Last month, I pointed to a Financial News Online piece on a conference in Paris at which many investment advisers praised Sarbanes-Oxley as giving investment advisers "powerful tools" against fraud. Former Arthur Andersen counsel Jim Peterson, however, provided a bit of a reality check with his comments in the piece regarding the unsteady state of the audit industry.
Reader response so far has been interesting. Most didn't agree with the article's premise, and seem to bolster Peterson's opinion. For instance, Chris Billington says, in part:
Sarbox is a CYA audit (Cover Your - well, you know). It is driven by checklists and is done to a formula...The system now means that if a fraud occurs, no one can get sued. The paperwork will prove that no one was responsible....Audit Managers are still under the cosh not to upset clients, so provided all the bits of paper are signed, everyone is happy -- oh, except the shareholders when it goes down the tubes.

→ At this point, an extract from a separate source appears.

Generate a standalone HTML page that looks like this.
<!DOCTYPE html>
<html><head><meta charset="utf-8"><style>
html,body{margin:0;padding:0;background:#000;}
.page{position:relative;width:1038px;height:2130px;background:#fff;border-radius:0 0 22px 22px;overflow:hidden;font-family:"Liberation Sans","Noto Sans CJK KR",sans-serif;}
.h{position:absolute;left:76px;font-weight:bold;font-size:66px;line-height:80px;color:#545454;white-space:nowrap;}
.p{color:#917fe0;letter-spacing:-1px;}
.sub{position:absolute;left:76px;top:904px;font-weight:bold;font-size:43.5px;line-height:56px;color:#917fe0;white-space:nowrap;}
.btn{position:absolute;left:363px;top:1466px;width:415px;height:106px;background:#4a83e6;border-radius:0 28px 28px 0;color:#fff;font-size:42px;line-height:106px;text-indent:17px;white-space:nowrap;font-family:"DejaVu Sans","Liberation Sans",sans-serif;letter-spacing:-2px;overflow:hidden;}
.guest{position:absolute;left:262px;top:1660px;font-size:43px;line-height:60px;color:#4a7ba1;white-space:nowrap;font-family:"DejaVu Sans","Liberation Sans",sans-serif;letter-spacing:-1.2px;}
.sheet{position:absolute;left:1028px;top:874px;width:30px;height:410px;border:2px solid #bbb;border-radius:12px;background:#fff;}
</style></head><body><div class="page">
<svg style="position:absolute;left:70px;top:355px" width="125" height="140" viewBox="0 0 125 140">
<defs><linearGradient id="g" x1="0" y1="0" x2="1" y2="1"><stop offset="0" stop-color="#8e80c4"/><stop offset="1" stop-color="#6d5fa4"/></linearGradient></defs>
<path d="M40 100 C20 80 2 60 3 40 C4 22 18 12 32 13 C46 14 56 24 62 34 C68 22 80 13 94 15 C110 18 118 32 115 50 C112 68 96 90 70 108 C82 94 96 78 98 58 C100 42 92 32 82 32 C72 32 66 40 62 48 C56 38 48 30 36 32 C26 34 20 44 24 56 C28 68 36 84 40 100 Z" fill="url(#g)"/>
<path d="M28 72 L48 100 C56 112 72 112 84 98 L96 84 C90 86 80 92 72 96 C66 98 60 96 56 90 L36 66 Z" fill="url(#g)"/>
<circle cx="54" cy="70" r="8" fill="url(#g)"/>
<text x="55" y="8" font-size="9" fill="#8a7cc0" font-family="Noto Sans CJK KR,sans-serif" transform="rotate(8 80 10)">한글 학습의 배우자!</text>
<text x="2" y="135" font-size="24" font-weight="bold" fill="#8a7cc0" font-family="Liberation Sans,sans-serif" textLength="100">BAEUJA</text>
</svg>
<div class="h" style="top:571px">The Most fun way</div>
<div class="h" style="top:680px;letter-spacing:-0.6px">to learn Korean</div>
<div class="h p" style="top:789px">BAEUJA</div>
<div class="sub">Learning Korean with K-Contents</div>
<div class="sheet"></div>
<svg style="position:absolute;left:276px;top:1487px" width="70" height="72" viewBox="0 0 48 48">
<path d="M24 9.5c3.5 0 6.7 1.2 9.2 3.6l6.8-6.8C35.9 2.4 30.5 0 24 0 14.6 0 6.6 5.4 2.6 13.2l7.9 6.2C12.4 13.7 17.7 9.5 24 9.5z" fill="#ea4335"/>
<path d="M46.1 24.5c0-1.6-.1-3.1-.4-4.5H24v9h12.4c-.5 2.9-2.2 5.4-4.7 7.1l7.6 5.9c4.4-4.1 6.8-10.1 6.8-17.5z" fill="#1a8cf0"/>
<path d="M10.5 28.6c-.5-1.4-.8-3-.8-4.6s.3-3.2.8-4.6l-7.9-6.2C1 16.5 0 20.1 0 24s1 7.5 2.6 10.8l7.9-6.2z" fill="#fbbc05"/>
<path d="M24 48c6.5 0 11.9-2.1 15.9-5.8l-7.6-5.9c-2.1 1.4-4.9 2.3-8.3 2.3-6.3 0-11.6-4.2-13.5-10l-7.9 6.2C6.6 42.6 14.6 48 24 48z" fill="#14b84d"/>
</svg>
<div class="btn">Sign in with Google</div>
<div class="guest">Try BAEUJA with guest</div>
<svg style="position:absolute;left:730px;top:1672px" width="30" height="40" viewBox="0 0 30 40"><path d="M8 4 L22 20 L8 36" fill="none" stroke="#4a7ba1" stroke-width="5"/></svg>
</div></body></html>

A University of Essex accounting professor, Prem Sikka, agrees. In commentary posted at Guardian Unlimited, he says auditing firms are "far too cozy" to keep shareholders' interests first:
As a society, we continue to give auditing firms state-guaranteed markets, monopolies, lucrative fees and liability concessions. None of it has given us, or is likely to give us better audits, company accounts, corporate governance or freedom from frauds and fiddles. Without effective independent regulation, public accountability and demanding liability laws, the industry cannot provide value for money.

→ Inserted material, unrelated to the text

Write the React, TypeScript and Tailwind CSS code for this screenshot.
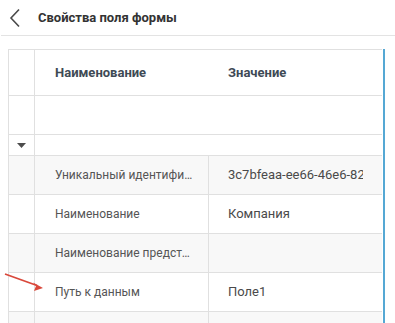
import React from "react";

const rows = [
  { label: "Уникальный идентификатор", value: "3c7bfeaa-ee66-46e6-82a1-5d0c1f4e9b27", gray: true },
  { label: "Наименование", value: "Компания", gray: false },
  { label: "Наименование представления", value: "", gray: true },
  { label: "Путь к данным", value: "Поле1", gray: false },
  { label: "", value: "", gray: true },
];

export default function App() {
  return (
    <div
      className="relative w-[395px] h-[323px] overflow-hidden bg-white"
      style={{ fontFamily: "Roboto, 'Liberation Sans', sans-serif" }}
    >
      <div className="h-[36px] ml-px flex items-center border-b border-[#e3e3e3]">
        <svg width="14" height="20" viewBox="0 0 14 20" className="ml-[7px]">
          <polyline points="11,1.5 3,10 11,18.5" fill="none" stroke="#4a4a4a" strokeWidth="1.6" />
        </svg>
        <div className="ml-[16px] text-[13px] font-bold text-[#333333] leading-none">Свойства поля формы</div>
      </div>

      <div className="ml-[8px] mt-[13px] flex w-[377px]">
        <div className="w-[374px] border-l border-t border-[#e0e0e0]">
          <div className="flex h-[46px] border-b border-[#e0e0e0]">
            <div className="w-[26px] border-r border-[#e0e0e0]" />
            <div className="w-[174px] pl-[20px] flex items-center text-[13px] font-bold text-[#3e4a55]">
              Наименование
            </div>
            <div className="flex-1 pl-[19px] flex items-center text-[13px] font-bold text-[#3e4a55]">
              Значение
            </div>
          </div>
          <div className="flex h-[39px] border-b border-[#e0e0e0]">
            <div className="w-[26px] border-r border-[#e0e0e0]" />
          </div>
          <div className="flex h-[21px] border-b border-[#e0e0e0]">
            <div className="w-[26px] border-r border-[#e0e0e0] flex items-center justify-center pr-[1px]">
              <svg width="9" height="5" viewBox="0 0 9 5">
                <polygon points="0,0 9,0 4.5,5" fill="#4d4d4d" />
              </svg>
            </div>
          </div>
          {rows.map((r, i) => (
            <div
              key={i}
              className={`flex h-[39px] border-b border-[#e0e0e0] ${r.gray ? "bg-[#f8f8f8]" : "bg-white"}`}
            >
              <div className="w-[26px] border-r border-[#e0e0e0]" />
              <div className="w-[174px] border-r border-[#e0e0e0] pl-[20px] pr-[14px] flex items-center min-w-0">
                <span className="block truncate text-[12px] text-[#555555]">{r.label}</span>
              </div>
              <div className="flex-1 pl-[19px] pr-[19px] flex items-center min-w-0 overflow-hidden">
                <span className="block overflow-hidden whitespace-nowrap text-[13px] text-[#4a4a4a]">{r.value}</span>
              </div>
            </div>
          ))}
        </div>
        <div className="w-[2px] ml-px bg-[#55a8d4]" />
      </div>

      <svg className="absolute left-0 top-[265px]" width="50" height="30" viewBox="0 265 50 30">
        <line x1="5" y1="274" x2="37" y2="285.5" stroke="#d9483b" strokeWidth="1.8" />
        <polygon points="43,288 33,282.5 36,286 34,291" fill="#d9483b" />
      </svg>
    </div>
  );
}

The problem, it seems, is that legislators and regulators haven't come up with solutions that would, essentially, hold accounting firms' feet to the fire, so to speak. And according to Jim Peterson, it's because they're missing the big picture. He says:
Threats to the viability of the large accounting firms are receiving increased attention from politicians, regulators and academic and media commentators. But the search for evolution onward from the model put in place with the passage of the American securities laws in the 1930's has so far yielded neither a coherent debate nor achievable solutions.
So what will it take to effect change -- a full-scale collapse of the industry? Maybe not, but we may be headed there anyway.